Free agency starts Friday, so it's time to gas up the engines of Redskins One and take off to points across the country.
Not so fast.
"Free agency is not something we're going to be a big part of," executive vice president of football operations Vinny Cerrato said.
From Jeremiah Trotter to London Fletcher, the Redskins have usually been aggressive this decade in pursuing talent in free agency.
So it has to come as a surprise to hear team officials downplaying the NFL's annual free agent frenzy.
A new approach at Redskins Park?
"First, we're coming off the playoffs and we feel pretty good about where we're at with our football team," Cerrato told Larry Michael and Bram Weinstein on Redskins Radio on Thursday.
"Then, after evaluating free agency, there's not anybody that we feel like we have to have, that we're in love with, who's going to come in and help us for what they would want financially."
It sounds like the Redskins will be less active than last year's measured approach. They netted London Fletcher and Fred Smoot on the first weekend of free agency last year.

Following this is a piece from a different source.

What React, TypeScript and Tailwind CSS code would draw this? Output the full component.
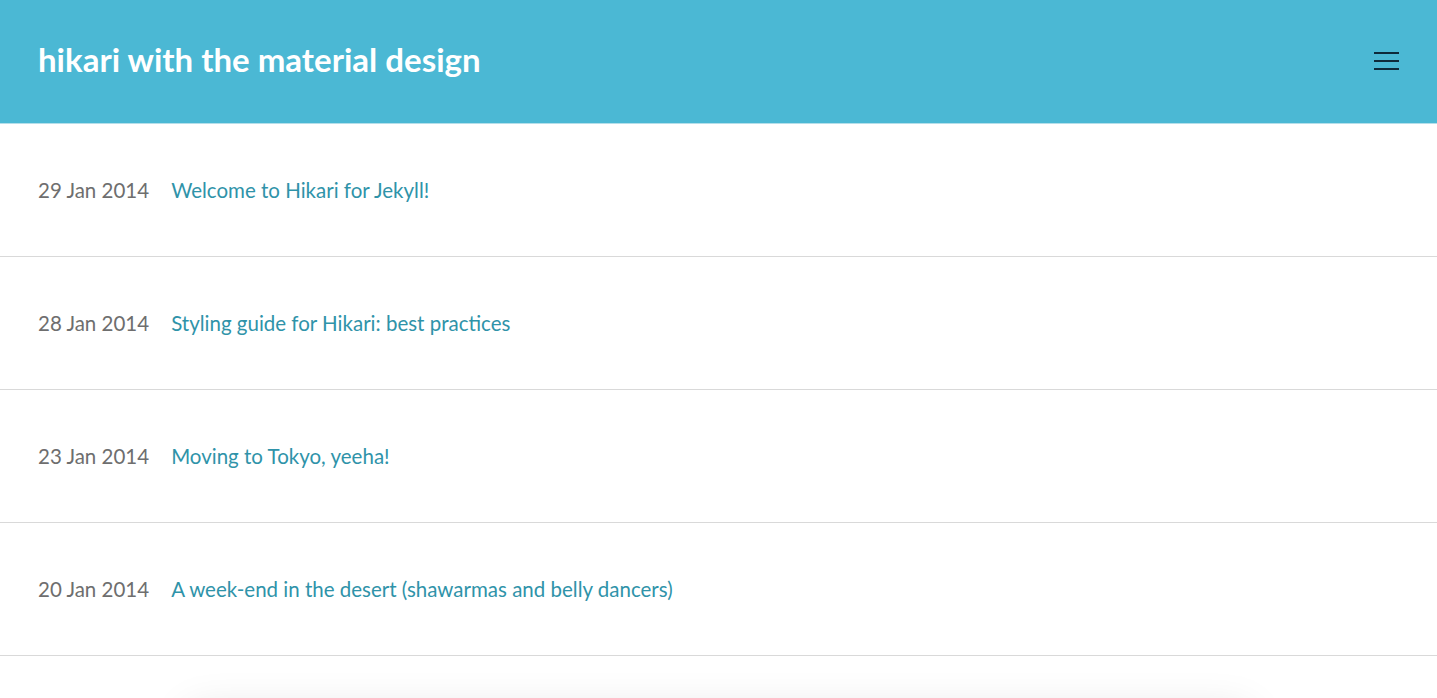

This year, the Redskins want to wait for the market to settle before venturing into free agency.
"We'll probably wait in free agency for the market to come back," he said.
What about a trade?
"You're always evaluating the trade market to see if that's a viable option," he said.
Cerrato emphasized that, even though the Redskins are under the league-mandated salary cap, the team does not want to overspend for free agents.
"When you see some deals that come out [in the first few days of free agency], you're going to say, 'Who is that and how did they get that much money?'" Cerrato said. "So the money [spent] is going to be crazy. A lot of teams have a lot of money to spend, and there are so few guys available. If you want one, you're going to have to pay a lot of money."
Meantime, the Redskins continue to negotiate with their own free agents
Quarterback Todd Collins and running back Rock Cartwright, the two biggest names on the Redskins' list, appear set to test the market.
Cerrato said the team has "reached out" to wide receiver Reche Caldwell.
Caldwell emerged as a clutch, third-down receiver late last season. The 7-year veteran finished the season with 15 catches for 141 yards.
"I think Reche wants to see what his value is out there," Cerrato said. "A lot of times with free agents, you want them back but they want to see what their value is. If they can get a phenomenal deal, then more power to them. If they see what we feel like the market is, then we'll work something out."
The Redskins will likely look to the draft to provide depth along the offensive line, Cerrato said.
"You want to develop someone [at offensive line]," he said. "With free agency, you don't want a 30-year-old guy to develop. You're looking more for a younger guy to bring along, because they're a lot cheaper."